WHAT IS REQUIRED ::
Locate all lines in the data below that hold "TypeScript" and show them.

Code that builds pages ::
**********

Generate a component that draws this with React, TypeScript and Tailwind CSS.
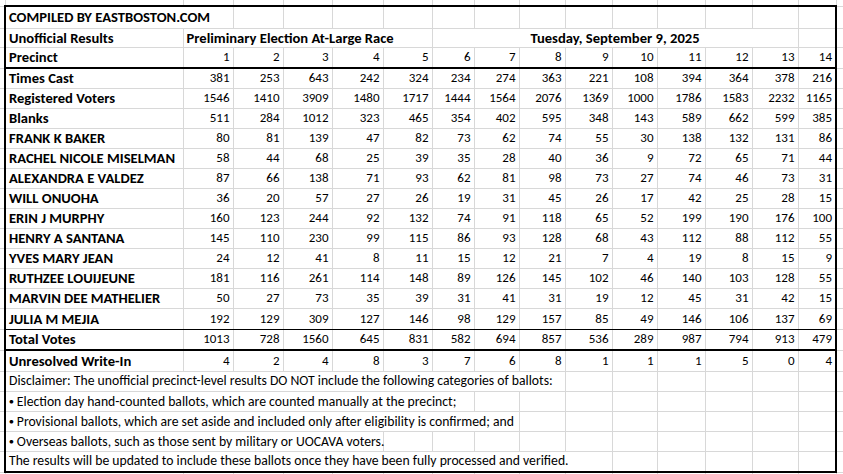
import React from "react";

const precincts = [1, 2, 3, 4, 5, 6, 7, 8, 9, 10, 11, 12, 13, 14];

const rows: [string, number[]][] = [
  ["Times Cast", [381, 253, 643, 242, 324, 234, 274, 363, 221, 108, 394, 364, 378, 216]],
  ["Registered Voters", [1546, 1410, 3909, 1480, 1717, 1444, 1564, 2076, 1369, 1000, 1786, 1583, 2232, 1165]],
  ["Blanks", [511, 284, 1012, 323, 465, 354, 402, 595, 348, 143, 589, 662, 599, 385]],
  ["FRANK K BAKER", [80, 81, 139, 47, 82, 73, 62, 74, 55, 30, 138, 132, 131, 86]],
  ["RACHEL NICOLE MISELMAN", [58, 44, 68, 25, 39, 35, 28, 40, 36, 9, 72, 65, 71, 44]],
  ["ALEXANDRA E VALDEZ", [87, 66, 138, 71, 93, 62, 81, 98, 73, 27, 74, 46, 73, 31]],
  ["WILL ONUOHA", [36, 20, 57, 27, 26, 19, 31, 45, 26, 17, 42, 25, 28, 15]],
  ["ERIN J MURPHY", [160, 123, 244, 92, 132, 74, 91, 118, 65, 52, 199, 190, 176, 100]],
  ["HENRY A SANTANA", [145, 110, 230, 99, 115, 86, 93, 128, 68, 43, 112, 88, 112, 55]],
  ["YVES MARY JEAN", [24, 12, 41, 8, 11, 15, 12, 21, 7, 4, 19, 8, 15, 9]],
  ["RUTHZEE LOUIJEUNE", [181, 116, 261, 114, 148, 89, 126, 145, 102, 46, 140, 103, 128, 55]],
  ["MARVIN DEE MATHELIER", [50, 27, 73, 35, 39, 31, 41, 31, 19, 12, 45, 31, 42, 15]],
  ["JULIA M MEJIA", [192, 129, 309, 127, 146, 98, 129, 157, 85, 49, 146, 106, 137, 69]],
];

const totals = [1013, 728, 1560, 645, 831, 582, 694, 857, 536, 289, 987, 794, 913, 479];
const writeIns = [4, 2, 4, 8, 3, 7, 6, 8, 1, 1, 1, 5, 0, 4];

// disclaimer lines: text + how many columns (label + precincts) the text runs over
const notes: [string, number, boolean][] = [
  ["Disclaimer: The unofficial precinct-level results DO NOT include the following categories of ballots:", 9, false],
  ["Election day hand-counted ballots, which are counted manually at the precinct;", 7, true],
  ["Provisional ballots, which are set aside and included only after eligibility is confirmed; and", 8, true],
  ["Overseas ballots, such as those sent by military or UOCAVA voters.", 5, true],
  ["The results will be updated to include these ballots once they have been fully processed and verified.", 10, false],
];

const cell = "border border-[#d8d8d8] py-0 px-[3px] leading-[16px] whitespace-nowrap overflow-visible";
const head = "font-bold text-[14.6px]";

function Edge({ pos, extra = "" }: { pos: "left" | "right"; extra?: string }) {
  return pos === "left" ? (
    <td className={`${cell} border-l-0 border-r-2 border-r-black ${extra}`} />
  ) : (
    <td className={`${cell} border-r-0 ${extra}`} />
  );
}

function Blank({ n, extra = "" }: { n: number; extra?: string }) {
  return (
    <>
      {Array.from({ length: n }).map((_, i) => (
        <td
          key={i}
          className={`${cell} ${extra} ${i === n - 1 ? "border-r-2 border-r-black" : ""}`}
        />
      ))}
    </>
  );
}

export default function App() {
  return (
    <div className="w-[843px] h-[474px] overflow-hidden bg-white text-black font-[Calibri,Carlito,Lato,sans-serif] text-[13px]">
      <table className="table-fixed border-collapse w-[843px]">
        <colgroup>
          <col className="w-[5px]" />
          <col className="w-[178px]" />
          <col className="w-[50px]" />
          <col className="w-[50px]" />
          <col className="w-[49px]" />
          <col className="w-[51px]" />
          <col className="w-[49px]" />
          <col className="w-[42px]" />
          <col className="w-[45px]" />
          <col className="w-[46px]" />
          <col className="w-[47px]" />
          <col className="w-[45px]" />
          <col className="w-[48px]" />
          <col className="w-[47px]" />
          <col className="w-[46px]" />
          <col className="w-[38px]" />
          <col className="w-[7px]" />
        </colgroup>
        <tbody>
          {/* sheet gridlines above the block */}
          <tr className="h-[6px]">
            <td className={`${cell} border-t-0 border-l-0`} />
            {Array.from({ length: 15 }).map((_, i) => (
              <td key={i} className={`${cell} border-t-0 border-b-2 border-b-black`} />
            ))}
            <td className={`${cell} border-t-0 border-r-0`} />
          </tr>

          <tr className="h-[22px]">
            <Edge pos="left" />
            <td colSpan={2} className={`${cell} ${head} border-t-2 border-t-black border-l-2 border-l-black text-left`}>
              COMPILED BY EASTBOSTON.COM
            </td>
            <Blank n={13} extra="border-t-2 border-t-black" />
            <Edge pos="right" />
          </tr>

          <tr className="h-[19px]">
            <Edge pos="left" />
            <td className={`${cell} ${head} border-l-2 border-l-black`}>Unofficial Results</td>
            <td colSpan={5} className={`${cell} ${head}`}>
              Preliminary Election At-Large Race
            </td>
            <td colSpan={8} className={`${cell} ${head} text-center`}>
              Tuesday, September 9, 2025
            </td>
            <Blank n={1} />
            <Edge pos="right" />
          </tr>

          <tr className="h-[21px]">
            <Edge pos="left" />
            <td className={`${cell} ${head} border-l-2 border-l-black border-b-2 border-b-black`}>Precinct</td>
            {precincts.map((p) => (
              <td
                key={p}
                className={`${cell} border-b-2 border-b-black text-right ${p === 14 ? "border-r-2 border-r-black" : ""}`}
              >
                {p}
              </td>
            ))}
            <Edge pos="right" />
          </tr>

          {rows.map(([label, values], r) => {
            const last = r === rows.length - 1;
            return (
              <tr key={label} className={last ? "h-[21px]" : "h-[20px]"}>
                <Edge pos="left" />
                <td className={`${cell} ${head} border-l-2 border-l-black ${last ? "border-b-black" : ""}`}>
                  {label}
                </td>
                {values.map((v, i) => (
                  <td
                    key={i}
                    className={`${cell} text-right ${last ? "border-b-black" : ""} ${i === 13 ? "border-r-2 border-r-black" : ""}`}
                  >
                    {v}
                  </td>
                ))}
                <Edge pos="right" />
              </tr>
            );
          })}

          <tr className="h-[21px]">
            <Edge pos="left" />
            <td className={`${cell} ${head} border-l-2 border-l-black border-t-black border-b-2 border-b-black`}>
              Total Votes
            </td>
            {totals.map((v, i) => (
              <td
                key={i}
                className={`${cell} text-right border-t-black border-b-2 border-b-black ${i === 13 ? "border-r-2 border-r-black" : ""}`}
              >
                {v}
              </td>
            ))}
            <Edge pos="right" />
          </tr>

          <tr className="h-[21px]">
            <Edge pos="left" />
            <td className={`${cell} ${head} border-l-2 border-l-black`}>Unresolved Write-In</td>
            {writeIns.map((v, i) => (
              <td key={i} className={`${cell} text-right ${i === 13 ? "border-r-2 border-r-black" : ""}`}>
                {v}
              </td>
            ))}
            <Edge pos="right" />
          </tr>

          {notes.map(([text, span, bullet], r) => {
            const last = r === notes.length - 1;
            const bottom = last ? "border-b-2 border-b-black" : "";
            return (
              <tr key={r} className={last ? "h-[21px]" : "h-[20px]"}>
                <Edge pos="left" />
                <td colSpan={span} className={`${cell} border-l-2 border-l-black text-[13.7px] ${bottom}`}>
                  {bullet && <span className="text-[8px] align-[2px] mr-[3px]">●</span>}
                  {text}
                </td>
                <Blank n={15 - span} extra={bottom} />
                <Edge pos="right" />
              </tr>
            );
          })}

          {/* sheet gridlines below the block */}
          <tr className="h-[5px]">
            <td className={`${cell} border-b-0 border-l-0`} />
            {Array.from({ length: 15 }).map((_, i) => (
              <td key={i} className={`${cell} border-b-0`} />
            ))}
            <td className={`${cell} border-b-0 border-r-0`} />
          </tr>
        </tbody>
      </table>
    </div>
  );
}
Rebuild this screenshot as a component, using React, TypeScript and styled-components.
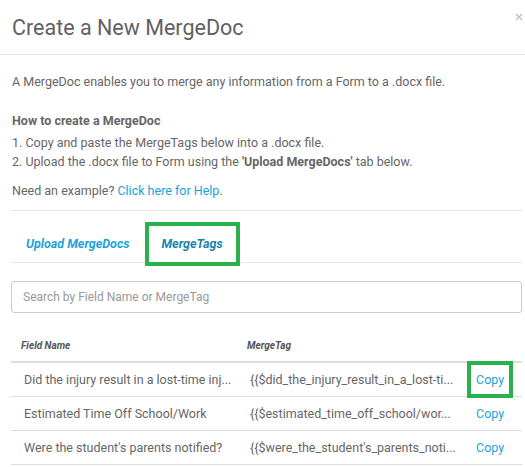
import styled, { createGlobalStyle } from 'styled-components';

const GlobalStyle = createGlobalStyle`
	body {
		margin: 0;
		background: #fff;
		font-family: Roboto, 'Liberation Sans', sans-serif;
		color: #666;
	}
`;

const rows = [
	{ name: 'Did the injury result in a lost-time inj...', tag: '{{$did_the_injury_result_in_a_lost-ti...', active: true },
	{ name: 'Estimated Time Off School/Work', tag: '{{$estimated_time_off_school/wor...', active: false },
	{ name: "Were the student's parents notified?", tag: "{{$were_the_student's_parents_noti...", active: false },
];

const CloseIcon = () => (
	<svg width="8" height="8" viewBox="0 0 8 8">
		<path d="M1 1 L7 7 M7 1 L1 7" stroke="#c4c4c4" strokeWidth="1.6" />
	</svg>
);

const App = () => {
	return (
		<>
			<GlobalStyle />
			<Modal>
				<Header>
					<Title>Create a New MergeDoc</Title>
					<CloseButton aria-label="close">
						<CloseIcon />
					</CloseButton>
				</Header>
				<Body>
					<Intro>A MergeDoc enables you to merge any information from a Form to a .docx file.</Intro>
					<HowTo>How to create a MergeDoc</HowTo>
					<Steps>
						<li>1. Copy and paste the MergeTags below into a .docx file.</li>
						<li>
							2. Upload the .docx file to Form using the <b>'Upload MergeDocs'</b> tab below.
						</li>
					</Steps>
					<Help>
						Need an example? <a href="#">Click here for Help</a>.
					</Help>
					<TabBar>
						<Tab>Upload MergeDocs</Tab>
						<Tab $active>MergeTags</Tab>
					</TabBar>
					<Search placeholder="Search by Field Name or MergeTag" />
					<Table>
						<colgroup>
							<col style={{ width: 226 }} />
							<col style={{ width: 228 }} />
							<col />
						</colgroup>
						<thead>
							<tr>
								<th>Field Name</th>
								<th>MergeTag</th>
								<th></th>
							</tr>
						</thead>
						<tbody>
							{rows.map((r) => (
								<tr key={r.tag}>
									<td>{r.name}</td>
									<td>{r.tag}</td>
									<td>
										<CopyLink $active={r.active}>Copy</CopyLink>
									</td>
								</tr>
							))}
						</tbody>
					</Table>
				</Body>
			</Modal>
		</>
	);
};

const Modal = styled.div`
	width: 525px;
	height: 467px;
	overflow: hidden;
	background: #fff;
`;

const Header = styled.div`
	position: relative;
	height: 54px;
	display: flex;
	align-items: center;
	padding: 0 12px;
	border-bottom: 1px solid #e5e5e5;
`;

const Title = styled.h4`
	margin: 0;
	font-size: 21.5px;
	font-weight: 400;
	color: #616161;
`;

const CloseButton = styled.button`
	position: absolute;
	top: 13px;
	right: 2px;
	padding: 0;
	border: 0;
	background: none;
	line-height: 0;
`;

const Body = styled.div`
	padding: 0 3px 0 11px;
	font-size: 12.5px;
	line-height: 19px;
`;

const Intro = styled.p`
	margin: 17px 0 0;
	padding-left: 1px;
`;

const HowTo = styled.p`
	margin: 20px 0 0;
	padding-left: 1px;
	font-weight: 700;
`;

const Steps = styled.ul`
	list-style: none;
	margin: 3px 0 0;
	padding: 0 0 0 1px;
	& b {
		font-weight: 700;
	}
`;

const Help = styled.p`
	margin: 10px 0 0;
	padding: 0 0 10px 1px;
	border-bottom: 1px solid #e5e5e5;
	& a {
		color: #1ba3d9;
		text-decoration: none;
	}
`;

const TabBar = styled.div`
	display: flex;
	gap: 6px;
	padding: 15px 0 0 2px;
	border-bottom: 1px solid #e5e5e5;
`;

const Tab = styled.a<{ $active?: boolean }>`
	padding: 10px 13px 11px;
	font-size: 12.5px;
	line-height: 15px;
	font-weight: 700;
	font-style: italic;
	color: ${(p) => (p.$active ? '#1a84aa' : '#1ba3d9')};
	outline: ${(p) => (p.$active ? '4px solid #28b14c' : 'none')};
	cursor: pointer;
`;

const Search = styled.input`
	display: block;
	box-sizing: border-box;
	width: 100%;
	height: 32px;
	margin-top: 18px;
	padding: 0 11px;
	border: 1px solid #ccc;
	border-radius: 3px;
	font-family: inherit;
	font-size: 12px;
	color: #555;
	&::placeholder {
		color: #999;
	}
`;

const Table = styled.table`
	width: 100%;
	margin-top: 18px;
	border-collapse: collapse;
	table-layout: fixed;
	& th {
		padding: 8px 10px;
		font-size: 10px;
		line-height: 14px;
		font-weight: 700;
		font-style: italic;
		text-align: left;
		color: #555;
		border-bottom: 2px solid #ddd;
	}
	& td {
		padding: 8px 13px;
		line-height: 17px;
		white-space: nowrap;
		overflow: hidden;
		border-bottom: 1px solid #ddd;
	}
	& td:last-child {
		padding: 8px 0 8px 11px;
		overflow: visible;
	}
`;

const CopyLink = styled.a<{ $active?: boolean }>`
	display: inline-block;
	color: #1ba3d9;
	cursor: pointer;
	${(p) =>
		p.$active
			? 'padding: 6px 5px; margin: -6px -5px; outline: 4px solid #28b14c;'
			: ''}
`;

export default App;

**********

EXERCISE RESPONSE ::
Generate a component that draws this with React, TypeScript and Tailwind CSS.
Rebuild this screenshot as a component, using React, TypeScript and styled-components.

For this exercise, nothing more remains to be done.